Appearance and character
Mozart's physical appearance was described by tenor Michael Kelly, in his Reminiscences: "a remarkably small man, very thin and pale, with a profusion of fine, fair hair of which he was rather vain". His early biographer Niemetschek wrote, "there was nothing special about [his] physique. [...] He was small and his countenance, except for his large intense eyes, gave no signs of his genius." His facial complexion was pitted, a reminder of his childhood case of smallpox. He loved elegant clothing. Kelly remembered him at a rehearsal: "[He] was on the stage with his crimson pelisse and gold-laced cocked hat, giving the time of the music to the orchestra." Based on pictures that researchers were able to find of Mozart, he seemed to wear a white wig for most of his formal occasions - researchers of the Salzburg Mozarteum declared that only 1 of his 14 portraits they had found showed him without his wig. Of his voice his wife later wrote that it "was a tenor, rather soft in speaking and delicate in singing, but when anything excited him, or it became necessary to exert it, it was both powerful and energetic".
Mozart usually worked long and hard, finishing compositions at a tremendous pace as deadlines approached. He often made sketches and drafts; unlike Beethoven's these are mostly not preserved, as his wife sought to destroy them after his death.
Mozart lived at the center of the Viennese musical world, and knew a great number and variety of people: fellow musicians, theatrical performers, fellow Salzburgers, and aristocrats, including some acquaintance with the Emperor Joseph II. Solomon considers his three closest friends to have been Gottfried von Jacquin, Count August Hatzfeld, and Sigmund Barisani; others included his older colleague Joseph Haydn, singers Franz Xaver Gerl and Benedikt Schack, and the horn player Joseph Leutgeb. Leutgeb and Mozart carried on a curious kind of friendly mockery, often with Leutgeb as the butt of Mozart's practical jokes.

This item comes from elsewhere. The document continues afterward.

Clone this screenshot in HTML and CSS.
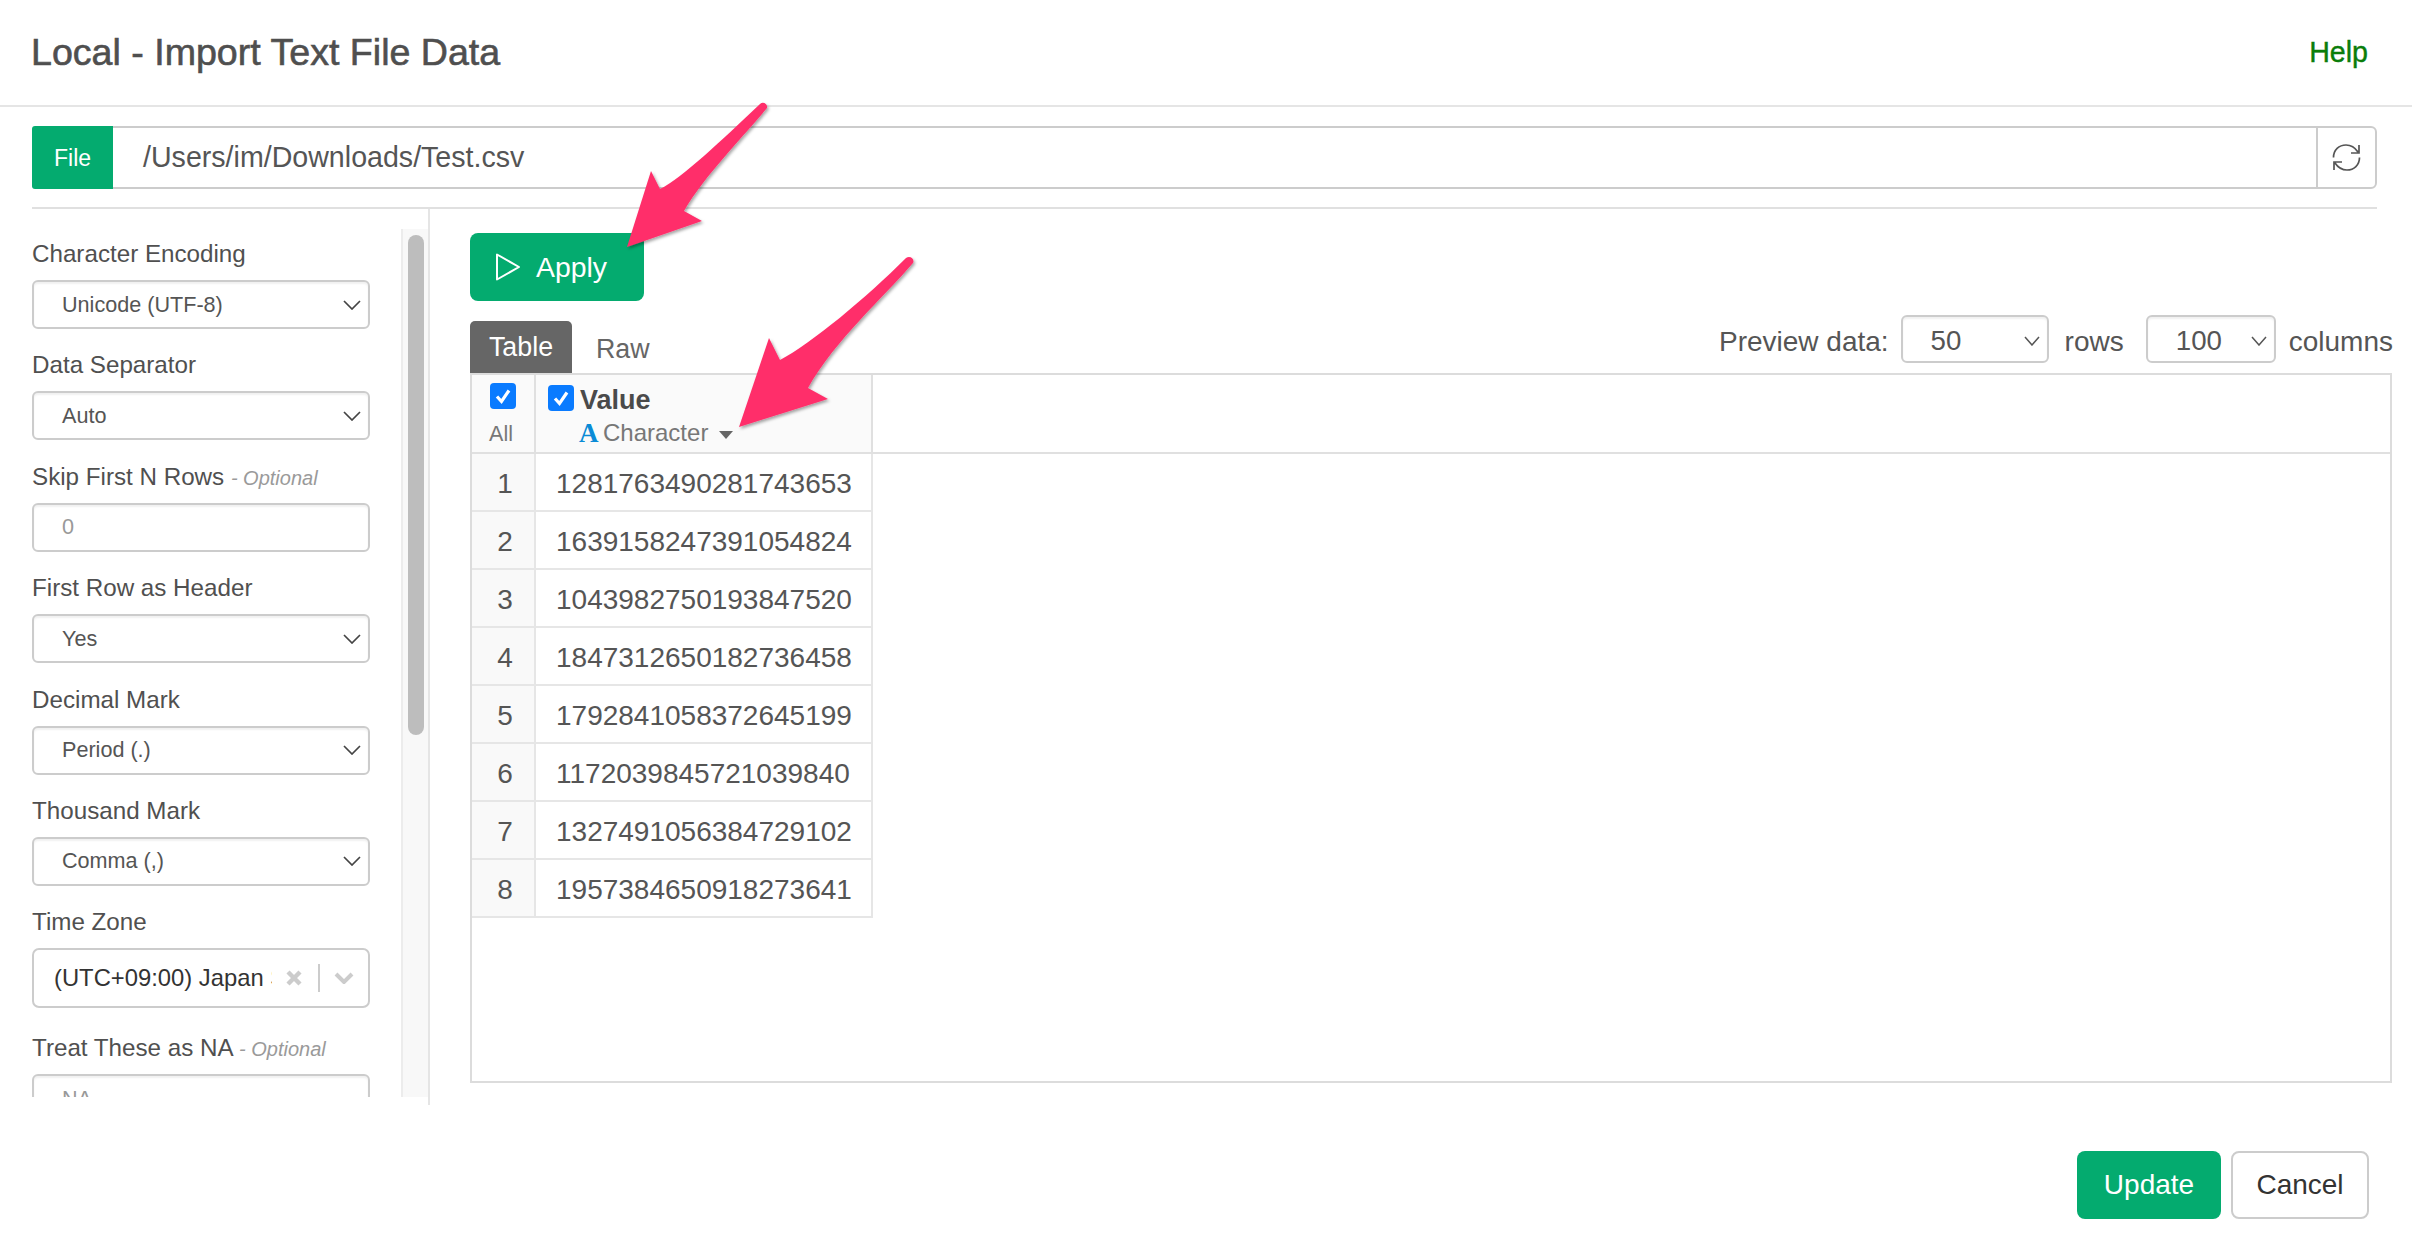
FILE: index.html
```html
<!DOCTYPE html>
<html lang="en">
<head>
<meta charset="utf-8">
<title>Local - Import Text File Data</title>
<link rel="stylesheet" href="styles.css">
</head>
<body>
<div class="modal">
  <header class="head">
    <h1 class="title">Local - Import Text File Data</h1>
    <a class="help">Help</a>
  </header>

  <div class="file-row">
    <span class="file-label">File</span>
    <div class="file-path">/Users/im/Downloads/Test.csv</div>
    <button class="refresh" aria-label="Refresh">
      <svg class="refresh-icon" viewBox="0 0 29 27"><path d="M1.5 13.5C1.5 6 7 1 14 1c5 0 9 2.5 12 7M27 1v8h-8M27.5 13.5C27.5 21 22 26 15 26c-5 0-9-2.500-12-7M2 26v-8h8"/></svg>
    </button>
  </div>

  <div class="body">
    <aside class="side">
      <div class="form">
        <div class="field">
          <label class="label">Character Encoding</label>
          <div class="select"><span>Unicode (UTF-8)</span><svg class="chev" viewBox="0 0 18 10"><path d="M1 1l8 8 8-8"/></svg></div>
        </div>
        <div class="field">
          <label class="label">Data Separator</label>
          <div class="select"><span>Auto</span><svg class="chev" viewBox="0 0 18 10"><path d="M1 1l8 8 8-8"/></svg></div>
        </div>
        <div class="field">
          <label class="label">Skip First N Rows <em class="opt">- Optional</em></label>
          <div class="select placeholder"><span>0</span></div>
        </div>
        <div class="field">
          <label class="label">First Row as Header</label>
          <div class="select"><span>Yes</span><svg class="chev" viewBox="0 0 18 10"><path d="M1 1l8 8 8-8"/></svg></div>
        </div>
        <div class="field">
          <label class="label">Decimal Mark</label>
          <div class="select"><span>Period (.)</span><svg class="chev" viewBox="0 0 18 10"><path d="M1 1l8 8 8-8"/></svg></div>
        </div>
        <div class="field">
          <label class="label">Thousand Mark</label>
          <div class="select"><span>Comma (,)</span><svg class="chev" viewBox="0 0 18 10"><path d="M1 1l8 8 8-8"/></svg></div>
        </div>
        <div class="field field-tall">
          <label class="label">Time Zone</label>
          <div class="combo">
            <span class="combo-text">(UTC+09:00) Japan Standard Time</span>
            <svg class="combo-x" viewBox="0 0 16 16"><path d="M2 2l12 12M14 2L2 14"/></svg>
            <span class="combo-sep"></span>
            <svg class="combo-chev" viewBox="0 0 20 12"><path d="M2 2l8 8 8-8"/></svg>
          </div>
        </div>
        <div class="field">
          <label class="label">Treat These as NA <em class="opt">- Optional</em></label>
          <div class="select placeholder"><span>NA</span></div>
        </div>
      </div>
      <div class="scroll"><div class="thumb"></div></div>
    </aside>

    <main class="main">
      <button class="apply">
        <svg class="play" viewBox="0 0 26 30"><path d="M2 2.500v25L24 15z"/></svg>
        <span>Apply</span>
      </button>

      <div class="tabrow">
        <div class="tabs">
          <span class="tab active">Table</span>
          <span class="tab">Raw</span>
        </div>
        <div class="preview">
          <span class="preview-label">Preview data:</span>
          <div class="mini mini-rows"><span>50</span><svg class="mini-chev" viewBox="0 0 16 10"><path d="M1 1l7 8 7-8"/></svg></div>
          <span class="preview-unit">rows</span>
          <div class="mini mini-cols"><span>100</span><svg class="mini-chev" viewBox="0 0 16 10"><path d="M1 1l7 8 7-8"/></svg></div>
          <span class="preview-unit">columns</span>
        </div>
      </div>

      <div class="frame">
        <table class="grid">
          <thead>
            <tr>
              <th class="th-all">
                <span class="check check-all"><svg viewBox="0 0 26 26"><path d="M7 13.500l4.500 5L19 7.500"/></svg></span>
                <span class="all-text">All</span>
              </th>
              <th class="th-col">
                <div class="col-name">
                  <span class="check"><svg viewBox="0 0 26 26"><path d="M7 13.500l4.500 5L19 7.500"/></svg></span>
                  <span class="col-title">Value</span>
                </div>
                <div class="col-type">
                  <span class="type-a">A</span><span class="type-name">Character</span><span class="caret"></span>
                </div>
              </th>
              <th class="th-rest"></th>
            </tr>
          </thead>
          <tbody>
            <tr><td class="num">1</td><td class="val">1281763490281743653</td></tr>
            <tr><td class="num">2</td><td class="val">1639158247391054824</td></tr>
            <tr><td class="num">3</td><td class="val">1043982750193847520</td></tr>
            <tr><td class="num">4</td><td class="val">1847312650182736458</td></tr>
            <tr><td class="num">5</td><td class="val">1792841058372645199</td></tr>
            <tr><td class="num">6</td><td class="val">1172039845721039840</td></tr>
            <tr><td class="num">7</td><td class="val">1327491056384729102</td></tr>
            <tr><td class="num">8</td><td class="val">1957384650918273641</td></tr>
          </tbody>
        </table>
      </div>
    </main>
  </div>

  <footer class="foot">
    <button class="btn btn-primary">Update</button>
    <button class="btn btn-plain">Cancel</button>
  </footer>

  <svg class="arrows" viewBox="0 0 2412 1242" aria-hidden="true">
    <defs>
      <filter id="sh" x="-20%" y="-20%" width="140%" height="140%">
        <feDropShadow dx="1.500" dy="2" stdDeviation="1.500" flood-color="#000" flood-opacity=".35"/>
      </filter>
    </defs>
    <path class="arrow" filter="url(#sh)" d="M627 247L651 171L660 189C682 178 722 140 760 104C763 101 768 104 767 108C745 135 705 175 684 211L702 221Z"/>
    <path class="arrow" filter="url(#sh)" d="M739 427L769 338L780 360C812 343 866 298 906 258C910 255 915 259 913 263C885 296 835 340 808 388L828 399Z"/>
  </svg>
</div>
</body>
</html>
```
FILE: styles.css
```css
* { box-sizing: border-box; }
html, body { margin: 0; padding: 0; background: #fff; }
body { font-family: "Liberation Sans", Arial, sans-serif; color: #505050; overflow: hidden; }

.modal { position: relative; width: 2412px; height: 1242px; display: flex; flex-direction: column; }

.head { height: 107px; flex: none; display: flex; align-items: center; justify-content: space-between; padding: 0 44px 0 31px; border-bottom: 2px solid #e5e5e5; }
.title { margin: 0; font-size: 37.6px; font-weight: 400; color: #4f4f4f; -webkit-text-stroke: .6px #4f4f4f; }
.help { font-size: 28.6px; color: #0a7d0a; -webkit-text-stroke: .4px #0a7d0a; }

.file-row { flex: none; height: 63px; margin: 19px 35px 0 32px; display: flex; }
.file-label { width: 81px; flex: none; display: flex; align-items: center; justify-content: center; padding-top: 2px; background: #04ab6f; color: #fff; font-size: 23px; border-radius: 3px 0 0 3px; }
.file-path { flex: 1; display: flex; align-items: center; padding-left: 30px; font-size: 28.6px; color: #555; border-top: 2px solid #ccc; border-bottom: 2px solid #ccc; }
.refresh { width: 61px; flex: none; padding: 0; display: flex; align-items: center; justify-content: center; background: #fff; border: 2px solid #ccc; border-radius: 0 6px 6px 0; }
.refresh-icon { width: 29px; height: 27px; fill: none; stroke: #555; stroke-width: 1.7; }

.body { flex: none; height: 898px; margin: 18px 35px 0 32px; display: flex; border-top: 2px solid #e0e0e0; }

.side { width: 398px; flex: none; display: flex; align-items: flex-start; border-right: 2px solid #e5e5e5; }
.form { width: 369px; height: 868px; margin-top: 20px; padding: 11px 31px 0 0; overflow: hidden; flex: none; }
.field { margin-bottom: 22.4px; }
.field-tall { margin-bottom: 26px; }
.label { display: block; height: 40px; font-size: 24.2px; line-height: 28px; color: #505050; white-space: nowrap; }
.opt { font-size: 20px; color: #9a9a9a; }

.select { height: 49px; display: flex; align-items: center; justify-content: space-between; padding: 0 7px 0 28px; border: 2px solid #ccc; border-radius: 6px; box-shadow: inset 0 2px 2px rgba(0,0,0,.06); font-size: 21.6px; color: #555; }
.placeholder { color: #999; }
.chev { width: 18px; height: 10px; fill: none; stroke: #444; stroke-width: 1.7; }

.combo { height: 60px; display: flex; align-items: center; padding-left: 20px; border: 2px solid #ccc; border-radius: 7px; }
.combo-text { width: 218px; flex: none; overflow: hidden; white-space: nowrap; font-size: 23.8px; color: #333; }
.combo-x { width: 16px; height: 16px; margin-left: 14px; fill: none; stroke: #ccc; stroke-width: 4.4; }
.combo-sep { width: 2px; height: 28px; margin-left: 16px; background: #ccc; }
.combo-chev { width: 20px; height: 12px; margin-left: 14px; fill: none; stroke: #ccc; stroke-width: 4; }

.scroll { width: 27px; height: 868px; margin-top: 20px; flex: none; padding: 6px 4px 0 7px; background: #f8f8f8; border-left: 2px solid #ececec; }
.thumb { width: 16px; height: 500px; margin-left: -2px; background: #bdbdbd; border-radius: 8px; }

.main { flex: 1; min-width: 0; margin-right: -15px; padding: 24px 0 22px 40px; display: flex; flex-direction: column; }

.apply { width: 174px; height: 68px; flex: none; padding: 0 0 0 25px; display: flex; align-items: center; gap: 15px; background: #04ab6f; border: 0; border-radius: 8px; color: #fff; font: 28.4px "Liberation Sans", Arial, sans-serif; }
.play { width: 26px; height: 30px; fill: none; stroke: #fff; stroke-width: 2; stroke-linejoin: round; }

.tabrow { flex: none; height: 58px; margin-top: 14px; display: flex; justify-content: space-between; }
.tabs { display: flex; align-self: flex-end; align-items: center; }
.tab { height: 52px; display: flex; align-items: center; padding: 4px 0 0 24px; font-size: 26.8px; color: #666; }
.tab.active { width: 102px; padding: 0; justify-content: center; background: #666; color: #fff; border-radius: 5px 5px 0 0; }
.preview { display: flex; align-items: flex-start; height: 48px; margin-right: -1px; font-size: 28px; color: #555; }
.preview-label { line-height: 54px; margin-right: 12px; }
.preview-unit { line-height: 54px; margin: 0 22px 0 16px; }
.preview-unit:last-child { margin: 0 0 0 13px; }
.mini { height: 48px; display: flex; align-items: center; justify-content: space-between; padding: 3px 7px 0 28px; border: 2px solid #ccc; border-radius: 6px; box-shadow: inset 0 2px 2px rgba(0,0,0,.06); font-size: 27.7px; }
.mini-rows { width: 148px; }
.mini-cols { width: 130px; }
.mini-chev { width: 16px; height: 10px; fill: none; stroke: #555; stroke-width: 1.5; }

.frame { flex: 1; min-height: 0; border: 2px solid #dcdcdc; }
.grid { width: 100%; table-layout: fixed; border-collapse: separate; border-spacing: 0; }
.grid th { height: 79px; padding: 0; vertical-align: top; font-weight: 400; border-bottom: 2px solid #e0e0e0; }
.th-all { width: 64px; background: #fafafa; border-right: 2px solid #e0e0e0; text-align: center; }
.th-col { width: 337px; background: #fafafa; border-right: 2px solid #e0e0e0; text-align: left; }

.check { width: 26px; height: 26px; flex: none; display: block; background: #0a7bff; border-radius: 4px; }
.check svg { display: block; width: 26px; height: 26px; fill: none; stroke: #fff; stroke-width: 3.2; }
.check-all { margin: 8px auto 0 18px; }
.all-text { display: block; margin: 12px 0 0 -4px; font-size: 21.5px; color: #777; line-height: 26px; }

.col-name { display: flex; align-items: flex-start; margin: 10px 0 0 12px; }
.col-title { margin-left: 6px; padding-top: 2px; font-size: 27px; font-weight: 700; color: #4a4a4a; line-height: 26px; }
.col-type { display: flex; align-items: center; height: 26px; margin: 7px 0 0 43px; }
.type-a { font: 700 27px "Liberation Serif", serif; color: #0a8bd6; width: 24px; }
.type-name { font-size: 24px; color: #777; }
.caret { width: 0; height: 0; margin: 3px 0 0 11px; border-left: 7px solid transparent; border-right: 7px solid transparent; border-top: 8px solid #666; }

.grid td { height: 58px; padding: 4px 0 0; font-size: 28px; color: #555; border-bottom: 2px solid #e6e6e6; }
.num { background: #f9f9f9; border-right: 2px solid #e6e6e6; text-align: center; }
.grid .num { padding-left: 4px; }
.val { border-right: 2px solid #e6e6e6; }
.grid .val { padding-left: 20px; }

.foot { flex: 1; display: flex; justify-content: flex-end; align-items: flex-start; gap: 10px; padding: 46px 43px 0 0; }
.btn { height: 68px; padding: 0; border-radius: 8px; font: 28px "Liberation Sans", Arial, sans-serif; }
.btn-primary { width: 144px; background: #04ab6f; border: 0; color: #fff; }
.btn-plain { width: 138px; background: #fff; border: 2px solid #ccc; color: #333; }

.arrows { position: absolute; left: 0; top: 0; width: 2412px; height: 1242px; pointer-events: none; }
.arrow { fill: #ff2f6b; }
```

He enjoyed billiards and dancing, and kept pets: a canary, a starling, a dog, and a horse for recreational riding. He had a startling fondness for scatological humor, which is preserved in his surviving letters, notably those written to his cousin Maria Anna Thekla Mozart around 1777–1778, and in his correspondence with his sister and parents. Mozart also wrote scatological music, a series of canons that he sang with his friends.
Style
Mozart's music, like Haydn's, stands as an archetype of the Classical style. At the time he began composing, European music was dominated by the style galant, a reaction against the highly evolved intricacy of the Baroque. Progressively, and in large part at the hands of Mozart himself, the contrapuntal complexities of the late Baroque emerged once more, moderated and disciplined by new forms, and adapted to a new aesthetic and social milieu. Mozart was a versatile composer, and wrote in every major genre, including symphony, opera, the solo concerto, chamber music including string quartet and string quintet, and the piano sonata. These forms were not new, but Mozart advanced their technical sophistication and emotional reach. He almost single-handedly developed and popularized the Classical piano concerto. He wrote a great deal of religious music, including large-scale masses, as well as dances, divertimenti, serenades, and other forms of light entertainment.
The central traits of the Classical style are all present in Mozart's music. Clarity, balance, and transparency are the hallmarks of his work, but simplistic notions of its delicacy mask the exceptional power of his finest masterpieces, such as the Piano Concerto No. 24 in C minor, K. 491; the Symphony No. 40 in G minor, K. 550; and the opera Don Giovanni. Charles Rosen makes the point forcefully:
It is only through recognizing the violence and sensuality at the center of Mozart's work that we can make a start towards a comprehension of his structures and an insight into his magnificence. In a paradoxical way, Schumann's superficial characterization of the G minor Symphony can help us to see Mozart's daemon more steadily. In all of Mozart's supreme expressions of suffering and terror, there is something shockingly voluptuous.
During his last decade, Mozart frequently exploited chromatic harmony. A notable instance is his String Quartet in C major, K. 465 (1785), whose introduction abounds in chromatic suspensions, giving rise to the work's nickname, the "Dissonance" quartet.
Mozart always had a gift for absorbing and adapting valuable features of others' music. His travels helped in the forging of a unique compositional language. In London as a child, he met J. C. Bach and heard his music. In Paris, Mannheim, and Vienna he met with other compositional influences, as well as the avant-garde capabilities of the Mannheim orchestra. In Italy he encountered the Italian overture and opera buffa, both of which deeply affected the evolution of his own practice. In London and Italy, the galant style was in the ascendent: simple, light music with a mania for cadencing; an emphasis on tonic, dominant, and subdominant to the exclusion of other harmonies; symmetrical phrases; and clearly articulated partitions in the overall form of movements. Some of Mozart's early symphonies are Italian overtures, with three movements running into each other; many are homotonal (all three movements having the same key signature, with the slow middle movement being in the relative minor). Others mimic the works of J. C. Bach, and others show the simple rounded binary forms turned out by Viennese composers.
As Mozart matured, he progressively incorporated more features adapted from the Baroque. For example, the Symphony No. 29 in A major K. 201 has a contrapuntal main theme in its first movement, and experimentation with irregular phrase lengths. Some of his quartets from 1773 have fugal finales, probably influenced by Haydn, who had included three such finales in his recently published Opus 20 set. The influence of the Sturm und Drang ("Storm and Stress") period in music, with its brief foreshadowing of the Romantic era, is evident in the music of both composers at that time. Mozart's Symphony No. 25 in G minor K. 183 is another excellent example.
Mozart would sometimes switch his focus between operas and instrumental music. He produced operas in each of the prevailing styles: opera buffa, such as The Marriage of Figaro, Don Giovanni, and Così fan tutte; opera seria, such as Idomeneo; and Singspiel, of which Die Zauberflöte is the most famous example by any composer. In his later operas he employed subtle changes in instrumentation, orchestral texture, and tone color, for emotional depth and to mark dramatic shifts. Here his advances in opera and instrumental composing interacted: his increasingly sophisticated use of the orchestra in the symphonies and concertos influenced his operatic orchestration, and his developing subtlety in using the orchestra to psychological effect in his operas was in turn reflected in his later non-operatic compositions.